Letter to the Editor: How About Asking a Different Question

Seattle Times reporter Mike Rosenberg is out looking for more renters to tell their stories about “how high the rent is.” There doesn’t seem to be any interest at the Times in getting any better about doing the basic job of reporting what’s going on with housing. Of course rents are going up; the question is why and what do we do about it? I invited Rosenberg to meet with me when he first started and I said we had plenty of real human beings, not corporations, that could speak to many different issues associated with rental properties, including why rents are going up. He’s never taken me up on that. So I wrote this e-mail and suggested to the editors of the page that, well, they try something new. You can make the same or similar request of the editors by e-mailing them too, at rgrunbaum@seattletimes.com and slaviolette@seattletimes.com.
Hello Rami and Suzanne,
I have never really complained to editors before. So rather than complain, I’ll make this in the form of a request.
Over the last couple years or so the housing issue has become even hotter than it was before. I commend the Times for making the effort to stay on top of that story from various perspectives.
Rents have an origin in the economy, that is, there is an explanation for why rents and housing prices are what they are. When housing supply is low, and demand is high, prices go up. Often there is a tendency to report on the increase (i.e. “Rents in Seattle have increase by X percent over Y period of time.”) This formulation isn’t helpful. It simply isn’t news. The real question is, “What accounts for rent increases? Are they higher than anywhere else? Are the increases different in new construction and in older stock.”
Rents are going up. The question is why and what lies ahead for the rental market. I met with Mike Rosenberg and asked him as plainly as I could to please include this perspective in stories. I haven’t seen that. I’ve even seen him, as a reporter, writing about his own experience with “skyrocketing rents.”

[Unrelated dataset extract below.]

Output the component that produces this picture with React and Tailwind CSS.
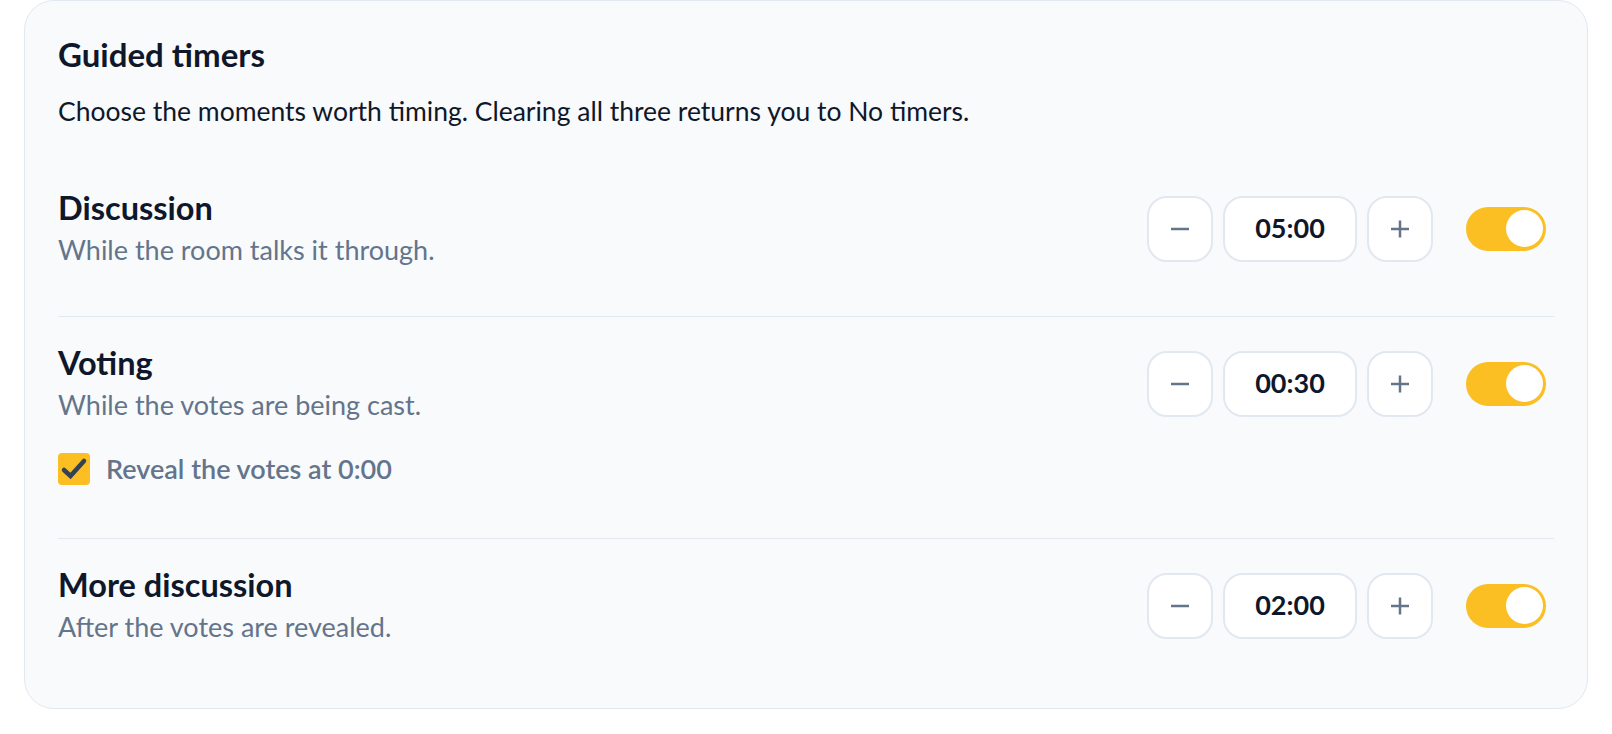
import React from "react";

const rows = [
  { title: "Discussion", hint: "While the room talks it through.", time: "05:00" },
  { title: "Voting", hint: "While the votes are being cast.", time: "00:30", reveal: true },
  { title: "More discussion", hint: "After the votes are revealed.", time: "02:00" },
];

function StepButton({ kind }) {
  return (
    <button className="flex h-[66px] w-[66px] items-center justify-center rounded-[20px] border-2 border-[#e2e8f0] bg-white">
      <svg width="20" height="20" viewBox="0 0 20 20" fill="none" stroke="#64748b" strokeWidth="2.5">
        <line x1="1" y1="10" x2="19" y2="10" />
        {kind === "plus" && <line x1="10" y1="1.5" x2="10" y2="18.5" />}
      </svg>
    </button>
  );
}

function Toggle() {
  return (
    <div className="flex h-[44px] w-[80px] items-center justify-end rounded-full bg-[#fbbf24] pr-[3.5px]">
      <div className="h-[37px] w-[37px] rounded-full bg-white" />
    </div>
  );
}

function TimerRow({ row, first, last }) {
  return (
    <div
      className={
        (first ? "pt-0 " : "pt-[26px] ") +
        (last ? "pb-[29px]" : row.reveal ? "pb-[49px] border-b border-[#e2e8f0]" : "pb-[47px] border-b border-[#e2e8f0]")
      }
    >
      <div className="flex items-center justify-between">
        <div className="flex flex-col">
          <h3 className="text-[32.5px] font-bold leading-[40px] text-[#0f172a]">{row.title}</h3>
          <p className="mt-[3px] text-[27px] leading-[38px] text-[#64748b]">{row.hint}</p>
        </div>
        <div className="flex items-center pr-2">
          <div className="flex items-center gap-[10px]">
            <StepButton kind="minus" />
            <div className="flex h-[66px] w-[134px] items-center justify-center rounded-[20px] border-2 border-[#e2e8f0] bg-white text-[27px] font-bold text-[#0f172a]">
              {row.time}
            </div>
            <StepButton kind="plus" />
          </div>
          <div className="ml-[33px]">
            <Toggle />
          </div>
        </div>
      </div>
      {row.reveal && (
        <label className="mt-[25px] flex items-center">
          <span className="flex h-8 w-8 items-center justify-center rounded-[4px] bg-[#fbbf24]">
            <svg width="32" height="32" viewBox="0 0 32 32" fill="none">
              <path d="M6 17 L12.5 23 L26 8" stroke="#334155" strokeWidth="4.5" strokeLinecap="round" strokeLinejoin="miter" />
            </svg>
          </span>
          <span className="ml-4 text-[27px] font-semibold leading-[40px] text-[#64748b]">Reveal the votes at 0:00</span>
        </label>
      )}
    </div>
  );
}

export default function App() {
  return (
    <div className="min-h-screen bg-white px-6" style={{ fontFamily: "Lato, 'Noto Sans', sans-serif" }}>
      <div className="rounded-[30px] border border-[#e2e8f0] bg-[#f8fafc] px-[33px] pt-[33px] pb-[33px]">
        <h2 className="text-[33px] font-bold leading-[40px] text-[#0f172a]">Guided timers</h2>
        <p className="mt-5 text-[26.5px] leading-[34px] text-[#0f172a]">
          Choose the moments worth timing. Clearing all three returns you to No timers.
        </p>
        <div className="mt-[60px]">
          {rows.map((row, i) => (
            <TimerRow key={row.title} row={row} first={i === 0} last={i === rows.length - 1} />
          ))}
        </div>
      </div>
    </div>
  );
}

I understand that people like to read the latest story opining on how much rents have gone up. Give me the numbers and I can write that story blindfolded. What matters is getting into the details of the increases (e.g. prices for new housing always are higher than older housing, just like anything else) and to also look at the cost factors in the industry pushing up rents, like taxes and utilities and the doesn’t even consider the regime of legislation being passed at the Council. Maybe it’d be even kind of interesting (just maybe) to interview a landlord and a building manager and get their perspective on what it is like to run a rental property. That’d be nice.
At a minimum, please include something beyond the standard “base on the latest report, rents went up X percent over Y period and here’s a renter who’s upset about it.”
We know that already. Why? And is there a solution?
Roger–
PS We have many people who run rental properties who’d be glad to tell their stories.